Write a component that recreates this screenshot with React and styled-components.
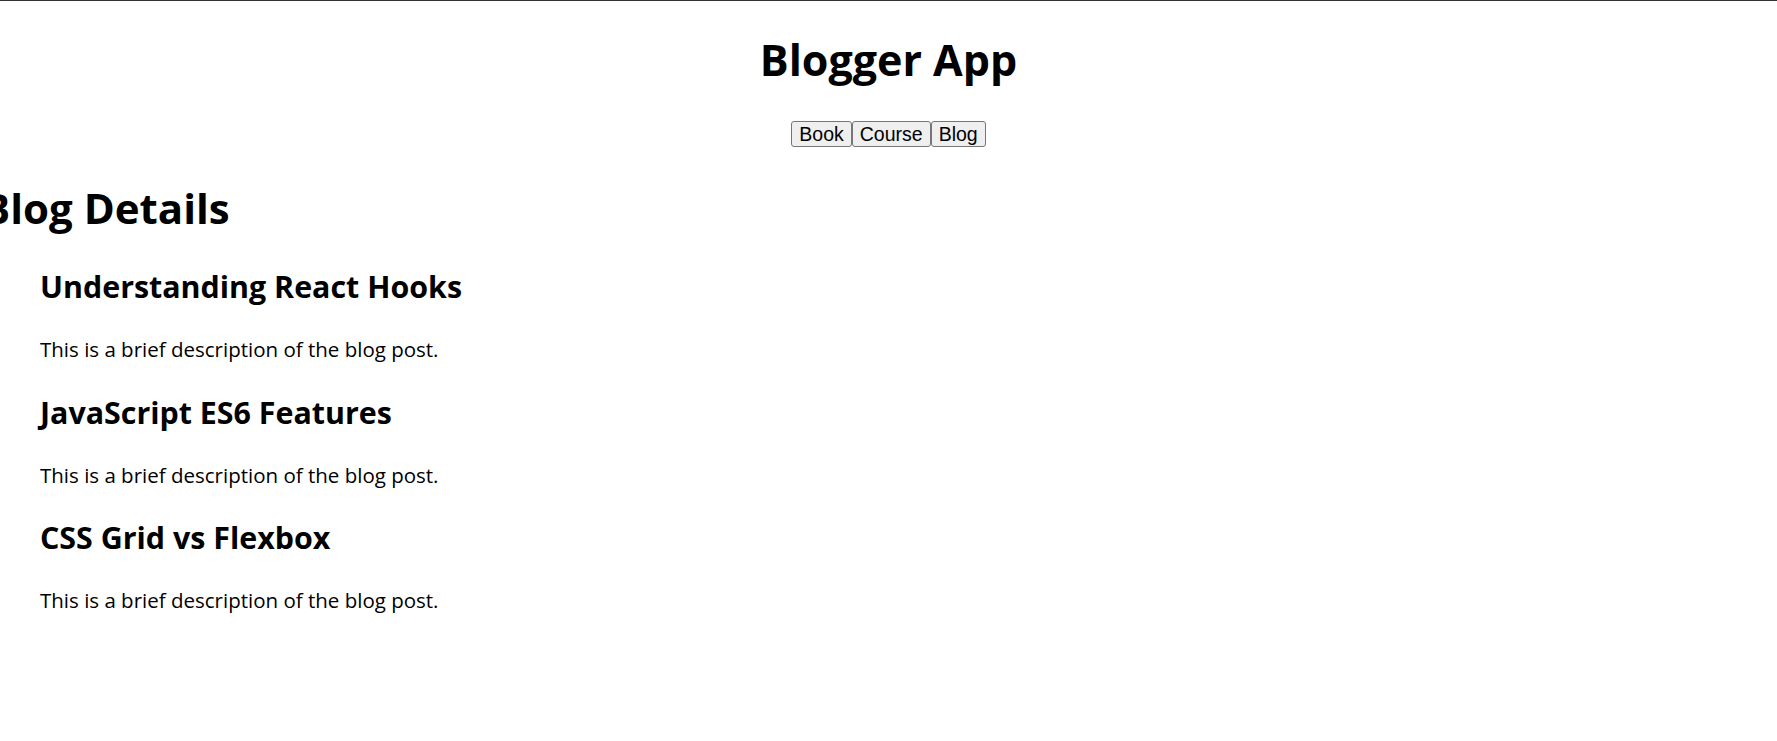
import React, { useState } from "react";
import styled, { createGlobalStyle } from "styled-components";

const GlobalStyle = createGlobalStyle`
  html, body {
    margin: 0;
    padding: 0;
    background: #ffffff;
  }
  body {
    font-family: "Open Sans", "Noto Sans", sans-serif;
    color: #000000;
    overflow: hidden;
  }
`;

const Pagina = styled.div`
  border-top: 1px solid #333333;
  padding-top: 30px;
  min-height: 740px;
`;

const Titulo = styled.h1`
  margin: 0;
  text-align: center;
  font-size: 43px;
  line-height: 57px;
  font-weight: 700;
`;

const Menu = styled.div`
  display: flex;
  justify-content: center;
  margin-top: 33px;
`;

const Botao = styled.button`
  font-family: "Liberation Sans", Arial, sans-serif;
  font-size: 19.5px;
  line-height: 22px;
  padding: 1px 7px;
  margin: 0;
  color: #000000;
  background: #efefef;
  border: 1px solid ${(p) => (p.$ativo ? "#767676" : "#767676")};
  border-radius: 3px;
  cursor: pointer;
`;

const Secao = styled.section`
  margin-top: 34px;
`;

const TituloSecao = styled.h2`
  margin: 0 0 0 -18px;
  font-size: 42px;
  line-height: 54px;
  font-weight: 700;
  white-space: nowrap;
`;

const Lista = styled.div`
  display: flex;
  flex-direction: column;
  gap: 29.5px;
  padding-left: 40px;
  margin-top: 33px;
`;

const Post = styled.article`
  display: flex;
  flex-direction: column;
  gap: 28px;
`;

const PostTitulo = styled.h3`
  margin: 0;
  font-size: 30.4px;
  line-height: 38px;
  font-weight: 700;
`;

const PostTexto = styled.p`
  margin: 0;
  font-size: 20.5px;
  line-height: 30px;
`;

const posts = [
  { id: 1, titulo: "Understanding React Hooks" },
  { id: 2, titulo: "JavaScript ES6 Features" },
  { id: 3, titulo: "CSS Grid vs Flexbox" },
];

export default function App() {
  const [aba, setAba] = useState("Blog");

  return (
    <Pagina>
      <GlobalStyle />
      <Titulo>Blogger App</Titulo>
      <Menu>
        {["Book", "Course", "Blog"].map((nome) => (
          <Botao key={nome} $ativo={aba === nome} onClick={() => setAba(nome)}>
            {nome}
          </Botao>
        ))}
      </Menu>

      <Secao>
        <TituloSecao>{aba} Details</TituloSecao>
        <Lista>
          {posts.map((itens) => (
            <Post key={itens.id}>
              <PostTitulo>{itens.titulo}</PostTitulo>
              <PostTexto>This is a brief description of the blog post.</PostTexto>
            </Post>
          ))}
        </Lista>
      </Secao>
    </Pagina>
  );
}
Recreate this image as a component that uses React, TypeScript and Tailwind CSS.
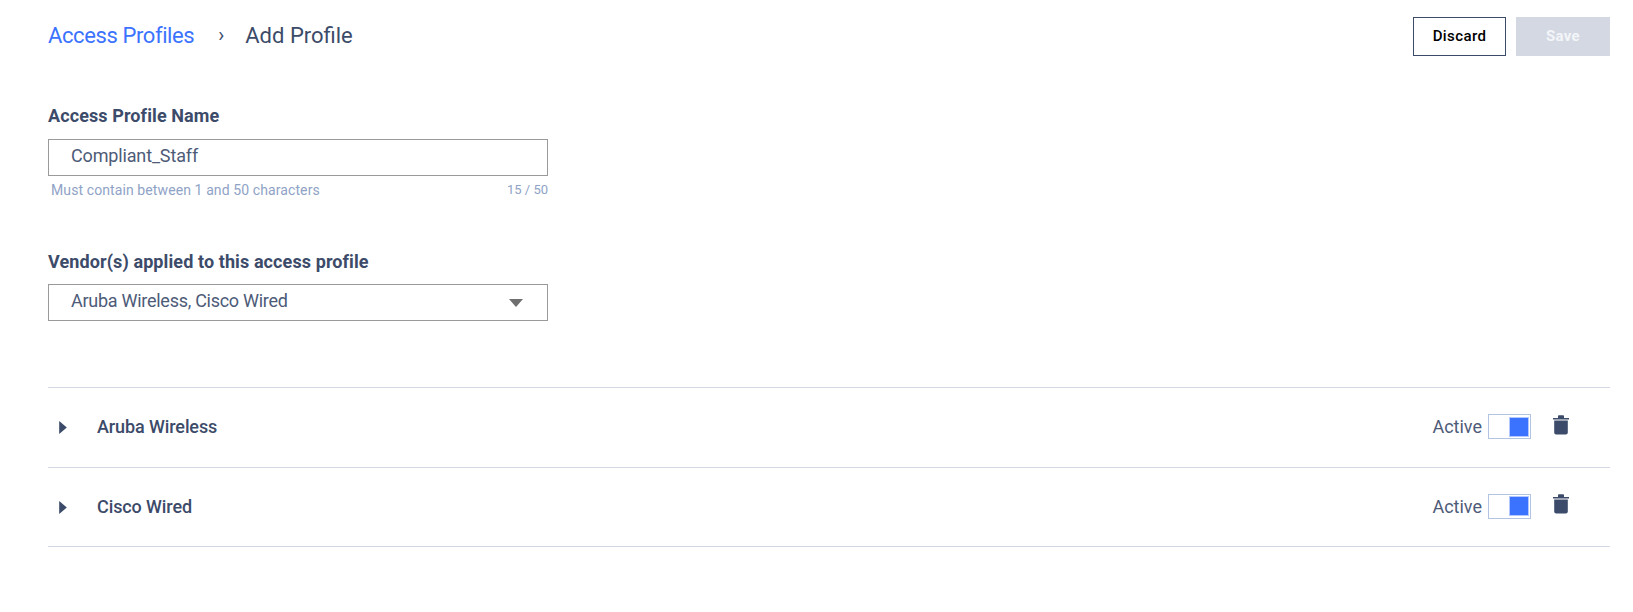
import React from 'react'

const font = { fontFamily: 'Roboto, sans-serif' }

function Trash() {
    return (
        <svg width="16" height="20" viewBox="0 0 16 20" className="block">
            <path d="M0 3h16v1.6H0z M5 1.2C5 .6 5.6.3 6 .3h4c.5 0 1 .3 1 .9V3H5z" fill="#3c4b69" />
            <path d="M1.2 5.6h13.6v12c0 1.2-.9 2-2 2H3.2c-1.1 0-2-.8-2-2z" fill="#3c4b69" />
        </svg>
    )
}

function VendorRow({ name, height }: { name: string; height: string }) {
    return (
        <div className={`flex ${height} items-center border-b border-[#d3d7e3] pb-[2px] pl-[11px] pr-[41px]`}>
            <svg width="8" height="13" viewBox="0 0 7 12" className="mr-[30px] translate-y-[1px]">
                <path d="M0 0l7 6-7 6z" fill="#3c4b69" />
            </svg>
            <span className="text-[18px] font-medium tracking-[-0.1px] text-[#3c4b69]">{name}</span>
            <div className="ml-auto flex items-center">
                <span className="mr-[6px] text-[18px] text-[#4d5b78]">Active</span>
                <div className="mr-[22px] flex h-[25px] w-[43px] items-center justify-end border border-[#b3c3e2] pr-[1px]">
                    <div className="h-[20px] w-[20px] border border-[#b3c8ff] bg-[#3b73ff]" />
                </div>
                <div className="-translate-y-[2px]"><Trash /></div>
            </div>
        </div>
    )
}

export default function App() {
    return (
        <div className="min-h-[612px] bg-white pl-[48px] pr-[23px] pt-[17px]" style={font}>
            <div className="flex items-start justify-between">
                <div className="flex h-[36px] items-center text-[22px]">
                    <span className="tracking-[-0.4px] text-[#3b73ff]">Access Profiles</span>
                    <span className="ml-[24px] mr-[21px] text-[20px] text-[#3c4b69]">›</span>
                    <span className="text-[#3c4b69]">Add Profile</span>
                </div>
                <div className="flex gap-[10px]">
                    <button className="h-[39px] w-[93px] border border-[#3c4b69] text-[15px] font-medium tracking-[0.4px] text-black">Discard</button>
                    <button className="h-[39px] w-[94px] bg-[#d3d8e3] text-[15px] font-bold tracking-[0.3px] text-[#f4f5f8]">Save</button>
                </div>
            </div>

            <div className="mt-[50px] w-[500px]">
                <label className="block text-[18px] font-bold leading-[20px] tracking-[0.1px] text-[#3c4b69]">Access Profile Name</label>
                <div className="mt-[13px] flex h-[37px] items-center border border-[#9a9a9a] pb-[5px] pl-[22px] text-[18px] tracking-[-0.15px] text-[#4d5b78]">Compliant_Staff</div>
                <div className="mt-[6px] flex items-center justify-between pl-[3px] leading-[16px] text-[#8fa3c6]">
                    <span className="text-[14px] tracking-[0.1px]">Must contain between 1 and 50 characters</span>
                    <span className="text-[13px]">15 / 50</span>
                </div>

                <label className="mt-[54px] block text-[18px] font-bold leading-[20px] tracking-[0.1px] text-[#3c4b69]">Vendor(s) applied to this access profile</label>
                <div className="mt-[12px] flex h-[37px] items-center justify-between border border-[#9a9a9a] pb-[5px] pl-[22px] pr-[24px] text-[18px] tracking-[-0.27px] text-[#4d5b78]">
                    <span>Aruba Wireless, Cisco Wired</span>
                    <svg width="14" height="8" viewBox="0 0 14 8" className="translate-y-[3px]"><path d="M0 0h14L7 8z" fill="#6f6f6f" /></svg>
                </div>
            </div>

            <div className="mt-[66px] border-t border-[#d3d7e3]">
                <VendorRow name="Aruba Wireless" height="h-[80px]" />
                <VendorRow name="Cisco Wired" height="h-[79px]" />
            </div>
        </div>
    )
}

#### THE EXERCISE
Extract the part of the records that opens with the line containing "Recreate this image" and closes with the line containing "fontFamily: 'Roboto, sans-serif'". Take only those lines, exactly, and no pictures.

#### TASK RESULT
Recreate this image as a component that uses React, TypeScript and Tailwind CSS.
import React from 'react'

const font = { fontFamily: 'Roboto, sans-serif' }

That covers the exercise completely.